Instructions for the task:
Leave out the pictures and set down exactly the lines from the start of the listing through the one with "import React from 'react';", both included.

Source data:
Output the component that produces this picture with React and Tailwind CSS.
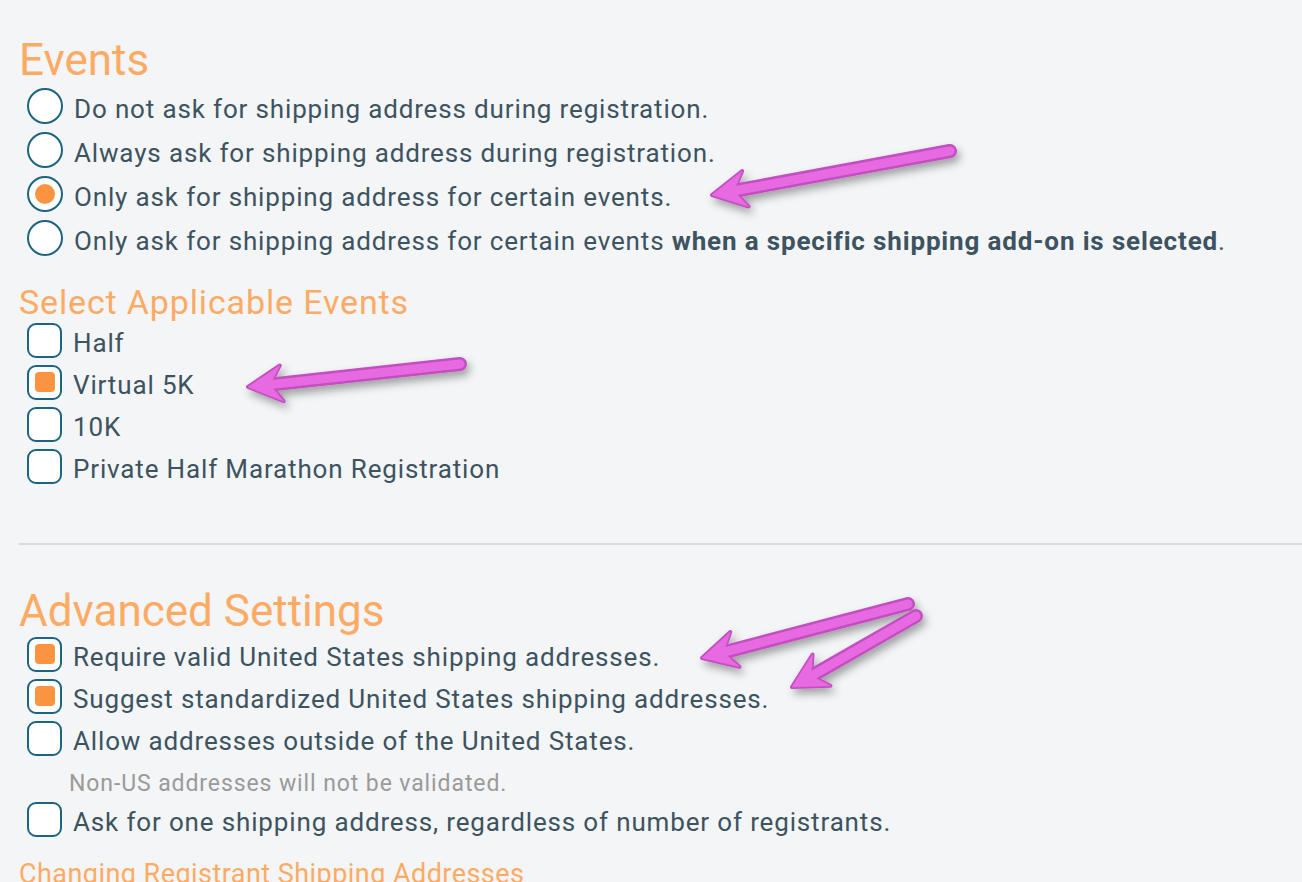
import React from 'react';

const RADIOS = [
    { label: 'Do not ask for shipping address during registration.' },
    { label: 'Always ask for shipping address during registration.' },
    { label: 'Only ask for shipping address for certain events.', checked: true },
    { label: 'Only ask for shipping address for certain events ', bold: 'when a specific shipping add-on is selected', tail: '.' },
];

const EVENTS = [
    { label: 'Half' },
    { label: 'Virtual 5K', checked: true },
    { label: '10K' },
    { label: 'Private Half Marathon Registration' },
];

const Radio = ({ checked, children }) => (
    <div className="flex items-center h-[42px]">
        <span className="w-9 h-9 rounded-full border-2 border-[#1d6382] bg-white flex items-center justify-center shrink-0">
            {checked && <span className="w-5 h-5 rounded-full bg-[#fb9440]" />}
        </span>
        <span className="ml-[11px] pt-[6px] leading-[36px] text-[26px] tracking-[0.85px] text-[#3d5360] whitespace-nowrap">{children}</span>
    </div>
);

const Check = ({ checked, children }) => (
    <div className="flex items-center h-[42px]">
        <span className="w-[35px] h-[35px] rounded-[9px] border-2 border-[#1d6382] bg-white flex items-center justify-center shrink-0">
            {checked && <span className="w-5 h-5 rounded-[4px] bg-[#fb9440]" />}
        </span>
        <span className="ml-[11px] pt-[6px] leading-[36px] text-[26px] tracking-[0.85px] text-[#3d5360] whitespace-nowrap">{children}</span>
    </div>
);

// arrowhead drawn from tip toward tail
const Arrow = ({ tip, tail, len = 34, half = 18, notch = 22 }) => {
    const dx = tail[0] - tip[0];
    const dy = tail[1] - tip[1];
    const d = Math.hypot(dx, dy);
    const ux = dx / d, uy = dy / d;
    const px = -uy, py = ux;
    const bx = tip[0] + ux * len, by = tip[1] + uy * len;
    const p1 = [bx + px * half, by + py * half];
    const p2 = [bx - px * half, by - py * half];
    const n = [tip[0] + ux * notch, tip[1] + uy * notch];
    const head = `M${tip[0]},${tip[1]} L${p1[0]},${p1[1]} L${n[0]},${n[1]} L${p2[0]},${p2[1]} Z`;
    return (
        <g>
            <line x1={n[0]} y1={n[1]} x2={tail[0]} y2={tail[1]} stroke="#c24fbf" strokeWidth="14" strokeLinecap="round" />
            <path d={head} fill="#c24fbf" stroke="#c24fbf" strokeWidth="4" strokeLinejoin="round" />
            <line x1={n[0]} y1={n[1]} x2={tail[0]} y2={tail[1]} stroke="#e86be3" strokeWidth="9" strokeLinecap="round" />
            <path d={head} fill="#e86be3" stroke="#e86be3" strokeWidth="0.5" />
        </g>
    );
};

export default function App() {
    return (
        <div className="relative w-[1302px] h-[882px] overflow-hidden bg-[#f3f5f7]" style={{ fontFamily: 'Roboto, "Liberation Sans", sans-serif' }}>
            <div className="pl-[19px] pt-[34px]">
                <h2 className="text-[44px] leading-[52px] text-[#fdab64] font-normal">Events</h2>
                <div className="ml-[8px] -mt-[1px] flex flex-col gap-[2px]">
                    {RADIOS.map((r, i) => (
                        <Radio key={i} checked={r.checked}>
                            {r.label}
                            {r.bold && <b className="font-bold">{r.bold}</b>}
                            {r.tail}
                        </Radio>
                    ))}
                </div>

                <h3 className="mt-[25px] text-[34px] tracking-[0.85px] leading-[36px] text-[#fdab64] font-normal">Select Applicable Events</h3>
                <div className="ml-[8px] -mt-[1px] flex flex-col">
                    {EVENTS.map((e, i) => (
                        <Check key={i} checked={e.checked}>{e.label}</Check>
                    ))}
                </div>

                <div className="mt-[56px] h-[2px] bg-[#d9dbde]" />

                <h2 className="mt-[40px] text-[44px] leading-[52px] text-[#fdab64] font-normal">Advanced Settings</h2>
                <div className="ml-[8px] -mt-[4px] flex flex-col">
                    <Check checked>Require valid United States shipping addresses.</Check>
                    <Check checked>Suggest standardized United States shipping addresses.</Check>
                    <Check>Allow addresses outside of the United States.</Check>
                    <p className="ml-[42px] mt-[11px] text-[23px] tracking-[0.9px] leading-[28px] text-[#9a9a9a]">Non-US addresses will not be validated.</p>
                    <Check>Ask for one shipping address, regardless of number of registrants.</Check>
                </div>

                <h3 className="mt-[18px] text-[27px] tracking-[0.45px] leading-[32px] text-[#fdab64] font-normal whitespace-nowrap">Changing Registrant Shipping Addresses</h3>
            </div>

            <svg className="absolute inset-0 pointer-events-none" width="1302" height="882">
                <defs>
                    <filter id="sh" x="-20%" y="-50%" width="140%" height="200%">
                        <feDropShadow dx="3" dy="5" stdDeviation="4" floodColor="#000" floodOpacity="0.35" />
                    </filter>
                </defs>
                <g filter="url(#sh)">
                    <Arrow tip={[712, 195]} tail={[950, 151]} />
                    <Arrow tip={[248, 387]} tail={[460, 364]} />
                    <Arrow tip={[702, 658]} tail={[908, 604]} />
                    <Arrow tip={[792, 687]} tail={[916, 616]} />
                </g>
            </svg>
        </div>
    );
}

Result:
Output the component that produces this picture with React and Tailwind CSS.
import React from 'react';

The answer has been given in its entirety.